For a development-to-production migration scenario, this doesn't make sense anyway: it's best to let PostgreSQL manage it's own primary key creation.
So, to get the fastest COPY possible, I needed to remove that primary key from my CSV data.
The Solution: Remove the Primary Key Column from the CSV File!

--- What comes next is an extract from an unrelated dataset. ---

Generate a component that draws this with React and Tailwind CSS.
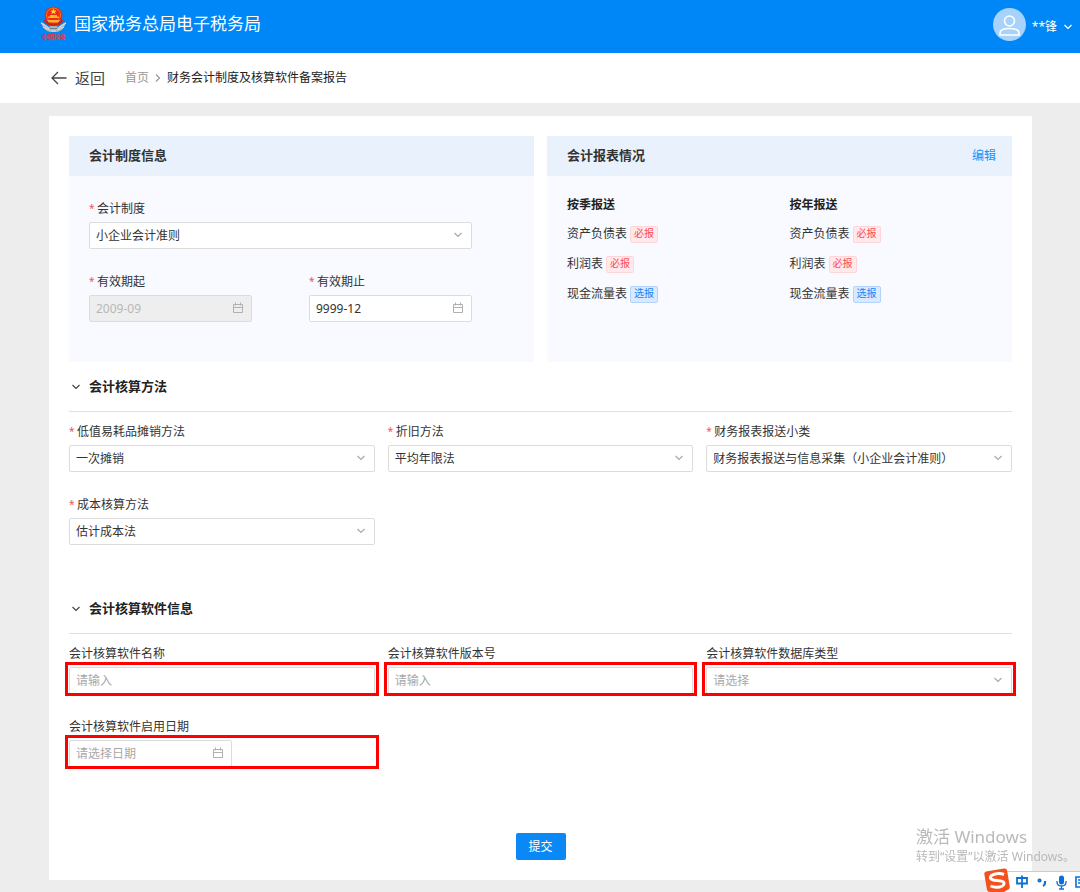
import { useId } from "react";

const Chevron = ({ className = "" }) => (
  <svg viewBox="0 0 10 10" className={`h-[10px] w-[10px] ${className}`} fill="none" stroke="currentColor" strokeWidth="1.200" aria-hidden="true">
    <path d="M1.500 3L5 6.500 8.500 3" />
  </svg>
);

const CalendarIcon = () => (
  <svg viewBox="0 0 12 12" className="pointer-events-none absolute top-[7px] right-2 h-3 w-3 text-[#b0b0b0]" fill="none" stroke="currentColor" aria-hidden="true">
    <path d="M1.500 2.500h9v8h-9zM1.500 5.500h9M3.500 0.500v3M8.500 0.500v3" />
  </svg>
);

const controlBase =
  "block h-[27px] w-full appearance-none rounded-[2px] border border-[#dcdcdc] pl-[6px] pr-6 text-xs outline-none placeholder:text-[#a8a8a8]";

function Field({ label, required, type = "text", value, placeholder, disabled, narrow, highlight }) {
  const id = useId();
  return (
    <div className="min-w-0">
      <label htmlFor={id} className="flex h-[26px] items-center text-xs text-[#333]">
        {required && <span className="w-2 shrink-0 text-[10px] text-[#f5505a]">*</span>}
        {label}
      </label>
      <div className="relative">
        <div className={narrow ? "relative w-[163px]" : "relative"}>
          {type === "select" ? (
            <>
              <select id={id} className={`${controlBase} bg-white ${value ? "text-[#333]" : "text-[#a8a8a8]"}`}>
                <option>{value || placeholder}</option>
              </select>
              <Chevron className="pointer-events-none absolute top-2 right-[9px] text-[#aaa]" />
            </>
          ) : (
            <input
              id={id}
              type="text"
              defaultValue={value}
              placeholder={placeholder}
              disabled={disabled}
              className={`${controlBase} ${disabled ? "bg-[#eee] text-[#b8b8b8]" : "bg-white text-[#333]"}`}
            />
          )}
          {type === "date" && <CalendarIcon />}
        </div>
        {highlight && (
          <div className="pointer-events-none absolute -top-[5px] -right-[4px] -bottom-[2px] -left-[4px] border-[3px] border-[#fe0000]" />
        )}
      </div>
    </div>
  );
}

function Section({ title, className, children }) {
  return (
    <section className={className}>
      <button type="button" className="flex h-[50px] w-full items-center gap-2 border-b border-[#e0e0e0] pl-[2px] text-left">
        <Chevron className="text-[#444]" />
        <h2 className="text-[13px] font-bold text-[#222]">{title}</h2>
      </button>
      <div className="mt-[7px] grid grid-cols-3 gap-x-[13px] gap-y-5">{children}</div>
    </section>
  );
}

function Panel({ title, action, children }) {
  return (
    <section className="flex min-h-[226px] flex-col bg-[#f8faff]">
      <div className="flex h-10 items-center justify-between bg-[#e9f2fc] pr-4 pl-5">
        <h2 className="text-[13px] font-bold text-[#333]">{title}</h2>
        {action}
      </div>
      <div className="p-5">{children}</div>
    </section>
  );
}

const reports = [
  { name: "资产负债表", required: true },
  { name: "利润表", required: true },
  { name: "现金流量表", required: false },
];

function ReportList({ title }) {
  return (
    <div>
      <h3 className="flex h-[18px] items-center text-xs font-bold text-[#222]">{title}</h3>
      <ul className="mt-[5px]">
        {reports.map((r) => (
          <li key={r.name} className="flex h-[30px] items-center gap-[3px] text-xs text-[#333]">
            {r.name}
            <span
              className={`flex h-[17px] items-center rounded-[2px] border px-[3px] text-[10px] ${
                r.required ? "border-[#ffd6d8] bg-[#ffe9ea] text-[#fa4b55]" : "border-[#b3d3ff] bg-[#d9e9ff] text-[#1386f5]"
              }`}
            >
              {r.required ? "必报" : "选报"}
            </span>
          </li>
        ))}
      </ul>
    </div>
  );
}

const Emblem = () => (
  <div className="flex w-[27px] flex-col items-center">
    <svg viewBox="0 0 27 27" className="h-[27px] w-[27px]" aria-hidden="true">
      <path d="M1 16c3 1 5 3 7 5h11c2-2 4-4 7-5-1 5-4 9-9 10h-7C5 25 2 21 1 16z" fill="#a9b4bd" />
      <path d="M1 17l8 5M3 21l7 3M26 17l-8 5M24 21l-7 3" stroke="#d5dce1" strokeWidth="1.200" />
      <path d="M8 18h11l-2 5h-7z" fill="#75808c" />
      <path d="M10 21h7M11 25h5" stroke="#dfe5e9" />
      <circle cx="13.500" cy="9.500" r="9" fill="#e52916" />
      <circle cx="13.500" cy="9" r="7" fill="#f02b12" stroke="#f7771d" strokeWidth="1" />
      <path d="M13.500 2.500l1 2 2 .2-1.500 1.300.5 2-2-1-2 1 .5-2-1.500-1.300 2-.2z" fill="#ffd53b" />
      <path d="M8 12h11v-1.500h-2V9h-7v1.500H8zM7 14h13l-2 2.500H9z" fill="#ffb02d" />
      <path d="M4.500 14c2 4 5 5 9 5s7-1 9-5" stroke="#d4200f" strokeWidth="2" fill="none" />
    </svg>
    <span className="text-[6px] leading-[8px] font-bold whitespace-nowrap text-[#f2352a]">中国税务</span>
  </div>
);

export default function App() {
  return (
    <div className="flex min-h-screen flex-col bg-[#ededed] font-['Noto_Sans','Noto_Sans_CJK_SC',sans-serif] text-[#333]">
      <header className="flex h-[53px] items-center justify-between bg-[#0087f7] pr-[7px] pl-10 text-white">
        <div className="flex items-center gap-[7px] pb-[6px]">
          <Emblem />
          <h1 className="text-[17px] leading-6">国家税务总局电子税务局</h1>
        </div>
        <button type="button" className="flex items-center gap-[6px] text-xs">
          <svg viewBox="0 0 33 33" className="-mt-1 h-[33px] w-[33px]" aria-hidden="true">
            <circle cx="16.500" cy="16.500" r="16.500" fill="#a6d2fb" />
            <g fill="none" stroke="#fff" strokeWidth="1.600">
              <circle cx="16.500" cy="13" r="5" />
              <path d="M7 27v-2c0-3.500 4-4.500 9.500-4.500S26 21.500 26 25v2z" />
            </g>
          </svg>
          <span>**锋</span>
          <Chevron />
        </button>
      </header>

      <nav className="flex h-[50px] items-center bg-white pl-[51px] text-xs" aria-label="面包屑">
        <button type="button" className="flex items-center gap-2 text-[15px] text-[#444]">
          <svg viewBox="0 0 16 14" className="h-[14px] w-4" fill="none" stroke="currentColor" strokeWidth="1.300" aria-hidden="true">
            <path d="M15.500 7H1M7 1L1 7l6 6" />
          </svg>
          返回
        </button>
        <a href="#home" className="ml-5 text-[#999]">首页</a>
        <Chevron className="mx-1 -rotate-90 text-[#999]" />
        <span className="text-[#222]">财务会计制度及核算软件备案报告</span>
      </nav>

      <main className="mt-[13px] mr-12 mb-3 ml-[49px] bg-white p-5">
        <div className="grid grid-cols-2 gap-[13px]">
          <Panel title="会计制度信息">
            <div className="mr-[42px] grid grid-cols-1 gap-y-5">
              <Field label="会计制度" required type="select" value="小企业会计准则" />
              <div className="flex justify-between">
                <Field label="有效期起" required type="date" value="2009-09" disabled narrow />
                <Field label="有效期止" required type="date" value="9999-12" narrow />
              </div>
            </div>
          </Panel>
          <Panel
            title="会计报表情况"
            action={<button type="button" className="text-xs text-[#1890ff]">编辑</button>}
          >
            <div className="grid grid-cols-2 gap-5">
              <ReportList title="按季报送" />
              <ReportList title="按年报送" />
            </div>
          </Panel>
        </div>

        <Section title="会计核算方法">
          <Field label="低值易耗品摊销方法" required type="select" value="一次摊销" />
          <Field label="折旧方法" required type="select" value="平均年限法" />
          <Field label="财务报表报送小类" required type="select" value="财务报表报送与信息采集（小企业会计准则）" />
          <Field label="成本核算方法" required type="select" value="估计成本法" />
        </Section>

        <Section title="会计核算软件信息" className="mt-[39px]">
          <Field label="会计核算软件名称" placeholder="请输入" highlight />
          <Field label="会计核算软件版本号" placeholder="请输入" highlight />
          <Field label="会计核算软件数据库类型" type="select" placeholder="请选择" highlight />
          <Field label="会计核算软件启用日期" type="date" placeholder="请选择日期" narrow highlight />
        </Section>

        <div className="mt-[66px] flex justify-center">
          <button type="button" className="h-[27px] w-[50px] rounded-[2px] bg-[#0a88f5] text-xs text-white">提交</button>
        </div>
      </main>

      <div className="pointer-events-none fixed right-0 bottom-[26px] w-[164px] whitespace-nowrap text-[#b9b9b9]">
        <p className="text-[17px] leading-[22px]">激活 Windows</p>
        <p className="text-xs leading-[18px]">转到“设置”以激活 Windows。</p>
      </div>

      <div className="fixed right-0 bottom-0 flex h-6 w-24 items-end">
        <svg viewBox="0 0 96 24" className="h-6 w-24" role="img" aria-label="输入法">
          <path d="M14 3.500H96V24H14z" fill="#fff" />
          <path d="M14 3.500H96" stroke="#b9cfe8" />
          <path d="M2 3.500Q0 4 .3 6L3 22q.5 2 3 2h14l5-3q1-1 .7-3L23 2q-.5-2-3-1.500z" fill="#f4511e" />
          <path d="M20 6.500C15 4.500 6 6 6.500 10c.4 4 13 1 13.500 5 .4 4-8 5.500-13.500 3" fill="none" stroke="#fff" strokeWidth="3" />
          <g fill="none" stroke="#0870d8" strokeWidth="1.800">
            <path d="M33 10h10v5.500H33zM38 7.500V20" />
            <circle cx="55.500" cy="12.500" r="1.200" />
            <path d="M61 13v2q0 2-2 3" strokeWidth="2.200" />
            <path d="M73 13v1q0 4 4.500 4t4.500-4v-1M77.500 18v3M75 21h5" strokeWidth="1.300" />
            <path d="M97 9h-5v10h5M94 12h2M94 15h2" strokeWidth="1.600" />
          </g>
          <rect x="75" y="7.500" width="5" height="9" rx="2.500" fill="#0870d8" />
        </svg>
      </div>
    </div>
  );
}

Luckily, I was smart enough to realize didn't have to re-export the data and move it to the production server with SCP again. I instead used the handy Bash command cut
on the existing .csv
file I already had to strip off the primary key column, which I my case, was the first column of the csv:
cut -d, -f 1 —complements ParkingAvailabilities.csv > ParkingAvailabilitiesNoID.csv
Here, I used the -d
flag for delete, the -f
flag which is for field, and I specify field 1
, which for me was the Id
column, my primary key. I then write the file to a new csv file, ParkingAvailabilitiesNoID.csv
I then unfortunately had to modify the COPY
command as well, explicitly specifying the columns I wanted to import from the csv
file, since PostgreSQL will complain when it sees a mismatch between the table and the number of columns in the .csv
file. The COPY
command with these columns specified looked like this:
COPY "ParkingAvailabilities" ("DateCalculatedFor", "DayOfWeek", "FacilityName","EstimatedParkingSpacesAvailable", "ParkingSpacesTotal", "ParkingForecastData", "Created", "Updated") FROM '/tmp/ParkingAvailabilitiesNoID.csv' WITH (FORMAT csv, HEADER true);
With the Id
column removed, this command successfully completed in a matter of seconds - no hangs or memory explosions since PostgreSQL didn't have to make those computationally heavy primary key checks anymore!
Thanks!
That's it for this quick post! I hope you'll be able to use this pattern of commands when you also need to migrate data to your production server!
Cheers 🍻
-Chris